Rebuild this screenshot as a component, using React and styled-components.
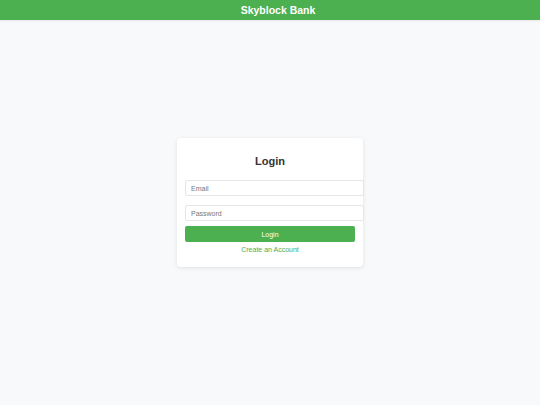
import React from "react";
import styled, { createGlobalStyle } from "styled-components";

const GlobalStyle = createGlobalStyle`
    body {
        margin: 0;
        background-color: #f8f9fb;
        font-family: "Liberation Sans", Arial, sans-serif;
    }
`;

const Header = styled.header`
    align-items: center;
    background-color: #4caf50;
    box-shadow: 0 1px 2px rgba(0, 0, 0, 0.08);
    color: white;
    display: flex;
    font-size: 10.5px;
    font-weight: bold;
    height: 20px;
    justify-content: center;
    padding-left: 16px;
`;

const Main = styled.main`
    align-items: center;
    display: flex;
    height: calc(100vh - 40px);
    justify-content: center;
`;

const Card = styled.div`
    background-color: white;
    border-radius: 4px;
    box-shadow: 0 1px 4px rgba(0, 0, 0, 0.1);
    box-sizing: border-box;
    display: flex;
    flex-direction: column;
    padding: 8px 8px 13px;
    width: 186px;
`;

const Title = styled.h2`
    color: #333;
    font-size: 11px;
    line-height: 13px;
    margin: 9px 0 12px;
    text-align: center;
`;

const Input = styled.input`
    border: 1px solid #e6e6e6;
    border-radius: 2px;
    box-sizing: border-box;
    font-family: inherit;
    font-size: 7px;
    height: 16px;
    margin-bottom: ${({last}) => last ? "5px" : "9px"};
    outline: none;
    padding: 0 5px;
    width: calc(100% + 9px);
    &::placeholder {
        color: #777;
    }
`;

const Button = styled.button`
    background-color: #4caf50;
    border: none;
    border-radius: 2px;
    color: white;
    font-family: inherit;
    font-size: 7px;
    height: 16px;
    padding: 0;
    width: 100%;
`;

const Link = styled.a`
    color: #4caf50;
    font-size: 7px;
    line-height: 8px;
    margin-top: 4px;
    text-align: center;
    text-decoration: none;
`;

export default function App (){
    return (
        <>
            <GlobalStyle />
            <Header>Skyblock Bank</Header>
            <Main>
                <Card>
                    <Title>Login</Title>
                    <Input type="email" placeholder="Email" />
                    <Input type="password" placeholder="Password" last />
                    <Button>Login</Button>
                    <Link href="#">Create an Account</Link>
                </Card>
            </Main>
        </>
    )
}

--

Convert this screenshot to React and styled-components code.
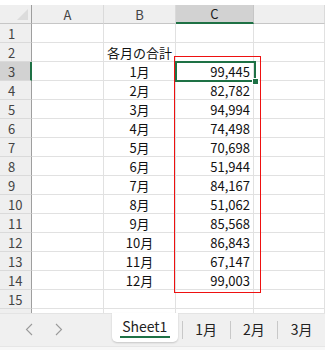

INSTRUCTIONS TO FOLLOW – Gather, from the listing above, every line carrying the word "this".

FINISHED ANSWER –
Rebuild this screenshot as a component, using React and styled-components.
Convert this screenshot to React and styled-components code.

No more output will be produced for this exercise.